Always saying yes, especially when you know it's not the best solution will likely lead to everyone from stakeholders to your audience having a less than favorable view of your work...no matter how good you really are. I think you owe it to yourself to have these conversations even though they might often be "tough". The more you have them the easier they get and everyone including yourself will be better off. IMHO

Louise Ward

Thanks so much for all your replies.  Each one of you has a great point and it's nice to be able to read other people's views and realise when I'm not thinking outside the box and when I am!!

I think I always feel a little more under pressure when I see a course that is completely informative because I expect, like the client expects, to be able to turn it into something amazing, when sometimes, it just doesn't call for it.

Thanks again!

Andrea R

Our trainers started off  building the same type of page turner training, in large part because they didn't know about the alternatives.  As a result, they proved to be instrumental in teaching clients that 'page turner' training was eLearning.

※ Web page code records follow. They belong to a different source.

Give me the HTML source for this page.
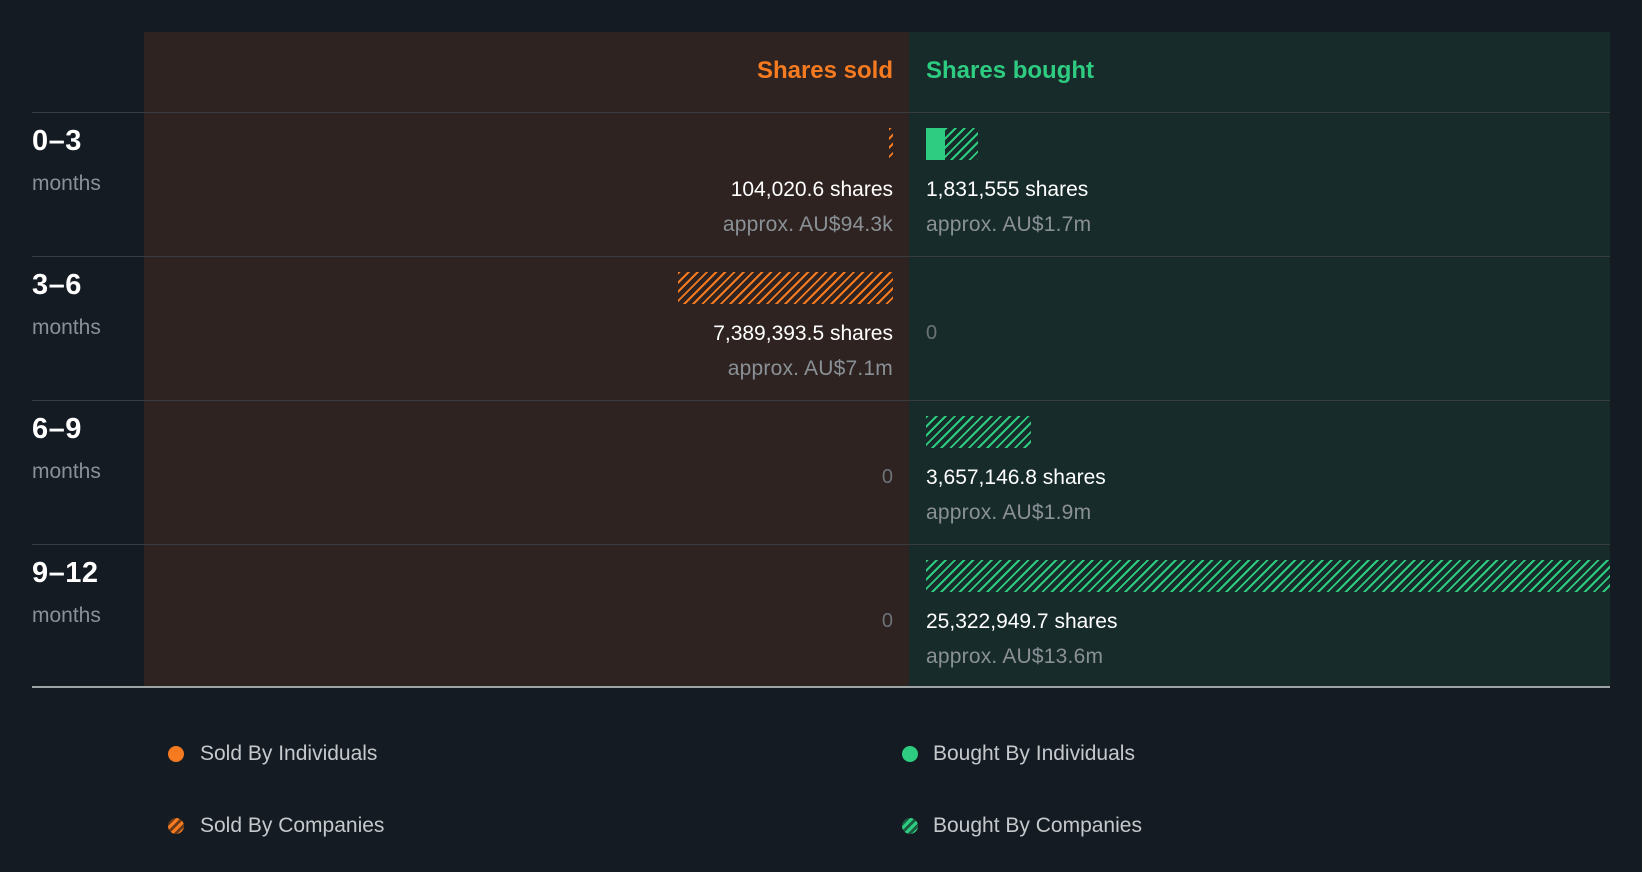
<!DOCTYPE html>
<html><head><style>
*{margin:0;padding:0;box-sizing:border-box}
body{width:1642px;height:872px;background:#151b23;font-family:"Liberation Sans",Roboto,sans-serif;position:relative;overflow:hidden}
.abs{position:absolute;white-space:nowrap}
.l{left:144px;width:765px;top:32px;height:655px;background:#2e2321}
.r{left:909px;width:701px;top:32px;height:655px;background:#182b2b}
.hl{left:32px;width:1578px;height:1px;background:#3a3d40}
.h{font-size:24px;font-weight:bold;top:57px}
.lab{left:32px;color:#fff;font-size:29px;font-weight:bold;letter-spacing:0.5px}
.mon{left:32px;color:#8a9196;font-size:21px}
.sh{color:#fff;font-size:21px}
.ap{color:#8a9196;font-size:21px;letter-spacing:0.2px}
.zero{color:#6c7376;font-size:20px}
.ho{background:repeating-linear-gradient(135deg,#f57a20 0 2px,transparent 2px 6.5px)}
.hg{background:repeating-linear-gradient(135deg,#2ecc80 0 2px,transparent 2px 6.5px)}
.leg{font-size:21px;color:#c5c9cc}
.dot{width:16px;height:16px;border-radius:50%}
</style></head><body>
<div class="abs l"></div><div class="abs r"></div>
<div class="abs h" style="right:749px;color:#f57a20">Shares sold</div>
<div class="abs h" style="left:926px;color:#2ecc80">Shares bought</div>
<div class="abs hl" style="top:112px"></div>
<div class="abs hl" style="top:256px"></div>
<div class="abs hl" style="top:400px"></div>
<div class="abs hl" style="top:544px"></div>
<div class="abs" style="left:32px;width:1578px;top:686px;height:2px;background:#9ea3a6"></div>

<div class="abs lab" style="top:125px">0–3</div><div class="abs mon" style="top:172px">months</div>
<div class="abs lab" style="top:269px">3–6</div><div class="abs mon" style="top:316px">months</div>
<div class="abs lab" style="top:413px">6–9</div><div class="abs mon" style="top:460px">months</div>
<div class="abs lab" style="top:557px">9–12</div><div class="abs mon" style="top:604px">months</div>

<div class="abs ho" style="left:889px;width:4px;top:128px;height:32px"></div>
<div class="abs sh" style="right:749px;top:178px">104,020.6 shares</div>
<div class="abs ap" style="right:749px;top:213px">approx. AU$94.3k</div>
<div class="abs" style="left:926px;width:19px;top:128px;height:32px;background:#2ecc80"></div>
<div class="abs hg" style="left:945px;width:33px;top:128px;height:32px"></div>
<div class="abs sh" style="left:926px;top:178px">1,831,555 shares</div>
<div class="abs ap" style="left:926px;top:213px">approx. AU$1.7m</div>

<div class="abs ho" style="left:678px;width:215px;top:272px;height:32px"></div>
<div class="abs sh" style="right:749px;top:322px">7,389,393.5 shares</div>
<div class="abs ap" style="right:749px;top:357px">approx. AU$7.1m</div>
<div class="abs zero" style="left:926px;top:322px">0</div>

<div class="abs zero" style="right:749px;top:466px">0</div>
<div class="abs hg" style="left:926px;width:105px;top:416px;height:32px"></div>
<div class="abs sh" style="left:926px;top:466px">3,657,146.8 shares</div>
<div class="abs ap" style="left:926px;top:501px">approx. AU$1.9m</div>

<div class="abs zero" style="right:749px;top:610px">0</div>
<div class="abs hg" style="left:926px;width:684px;top:560px;height:32px"></div>
<div class="abs sh" style="left:926px;top:610px">25,322,949.7 shares</div>
<div class="abs ap" style="left:926px;top:645px">approx. AU$13.6m</div>

<div class="abs dot" style="left:168px;top:746px;background:#f57a20"></div>
<div class="abs leg" style="left:200px;top:742px">Sold By Individuals</div>
<div class="abs dot" style="left:902px;top:746px;background:#2ecc80"></div>
<div class="abs leg" style="left:933px;top:742px">Bought By Individuals</div>
<div class="abs dot" style="left:168px;top:818px;background:repeating-linear-gradient(135deg,#f57a20 0 3px,#6a3a18 3px 6px)"></div>
<div class="abs leg" style="left:200px;top:814px">Sold By Companies</div>
<div class="abs dot" style="left:902px;top:818px;background:repeating-linear-gradient(135deg,#2ecc80 0 3px,#1a5a3e 3px 6px)"></div>
<div class="abs leg" style="left:933px;top:814px">Bought By Companies</div>
</body></html>
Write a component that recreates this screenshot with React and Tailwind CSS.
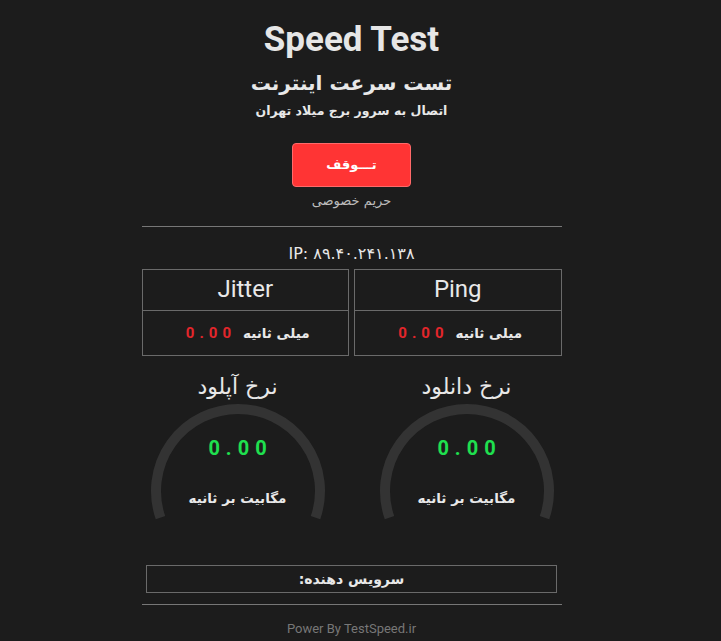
import React from "react";

const faFont = "font-['DejaVu_Sans','Noto_Sans',sans-serif]";
const roboto = "font-['Roboto',sans-serif]";

function Gauge({ title }) {
  return (
    <div className="flex flex-col items-center w-[180px]">
      <div dir="rtl" className={`h-[28px] text-[22px] leading-[28px] text-[#e8e8e8] ${faFont}`}>
        {title}
      </div>
      <div className="relative w-[180px] h-[125px]">
        <svg width="180" height="125" viewBox="0 0 180 125" className="block">
          <path d="M12.5 116.7 A82 82 0 1 1 167.5 116.7" fill="none" stroke="#333333" strokeWidth="10" />
        </svg>
        <div className={`absolute left-0 right-0 top-[32px] pl-[6px] text-center text-[20px] leading-[30px] font-bold tracking-[6px] text-[#1fe04f] ${roboto}`}>
          0.00
        </div>
        <div dir="rtl" className={`absolute left-0 right-0 top-[86px] text-center text-[13.5px] leading-[22px] font-bold text-[#e8e8e8] ${faFont}`}>
          مگابیت بر ثانیه
        </div>
      </div>
    </div>
  );
}

function Stat({ label }) {
  return (
    <div className="flex-1 border border-[#6a6a6a] flex flex-col">
      <div className={`h-[41px] pb-[3px] flex items-center justify-center text-[24px] text-[#e8e8e8] border-b border-[#6a6a6a] ${roboto}`}>
        {label}
      </div>
      <div dir="rtl" className="h-[44px] flex items-center justify-center gap-[7px] text-[#e8e8e8]">
        <span className={`text-[13.5px] font-bold ${faFont}`}>میلی ثانیه</span>
        <span dir="ltr" className={`text-[#e3262b] text-[15px] font-bold tracking-[5px] pl-[5px] ${roboto}`}>0.00</span>
      </div>
    </div>
  );
}

export default function App() {
  return (
    <div className="min-h-[641px] bg-[#1c1c1c] pr-[18px]">
      <div className="mx-auto w-[420px] pt-[20px] flex flex-col items-center text-[#e8e8e8]">
        <div className={`h-[40px] leading-[40px] text-[35px] font-bold text-[#e6e6e6] ${roboto}`}>
          Speed Test
        </div>
        <div dir="rtl" className={`mt-[8px] h-[30px] leading-[30px] text-[20px] font-bold ${faFont}`}>
          تست سرعت اینترنت
        </div>
        <div dir="rtl" className={`mt-[3px] h-[20px] leading-[20px] text-[12.5px] font-bold ${faFont}`}>
          اتصال به سرور برج میلاد تهران
        </div>
        <button dir="rtl" className={`mt-[22px] w-[119px] h-[44px] rounded-[4px] bg-[#ff3434] border border-[#ff6a6a] text-white text-[13px] font-bold flex items-center justify-center ${faFont}`}>
          تـــوقف
        </button>
        <div dir="rtl" className={`mt-[5px] h-[18px] leading-[18px] text-[13px] text-[#bdbdbd] ${faFont}`}>
          حریم خصوصی
        </div>
        <div className="mt-[16px] w-full h-px bg-[#777777]" />
        <div className={`mt-[15px] h-[24px] leading-[24px] text-[16px] text-[#e8e8e8] ${faFont}`}>
          IP: ۸۹.۴۰.۲۴۱.۱۳۸
        </div>
        <div className="mt-[3px] w-full flex gap-[5px]">
          <Stat label="Jitter" />
          <Stat label="Ping" />
        </div>
        <div className="mt-[17px] w-full flex justify-between pl-[6px] pr-[5px]">
          <Gauge title="نرخ آپلود" />
          <Gauge title="نرخ دانلود" />
        </div>
        <div dir="rtl" className={`mt-[39px] w-[411px] h-[28px] border border-[#6a6a6a] flex items-center justify-center text-[14px] font-bold text-[#e8e8e8] ${faFont}`}>
          سرویس دهنده:
        </div>
        <div className="mt-[11px] w-full h-px bg-[#777777]" />
        <div className={`mt-[15px] h-[18px] leading-[18px] text-[13px] text-[#777777] ${roboto}`}>
          Power By TestSpeed.ir
        </div>
      </div>
    </div>
  );
}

A recommendation I made was for them to, over the course of time,  build short demonstrations of a Volkswagen (the page turner), Chevy, and Cadillac versions for the client view.  In addition I recommended they research, through this blog, general development timeframes for the different levels.  (For example, some blog members indicated 2-4 hours per slide for the higher quality level eLearning courses.)  In some cases you may be stuck doing what the client asks, however, you may also get that one client who may be willing to negotiate delivery date to get the quality product you want to provide.  When this happens, it gets your juices flowing and makes developing online training 'fun' again.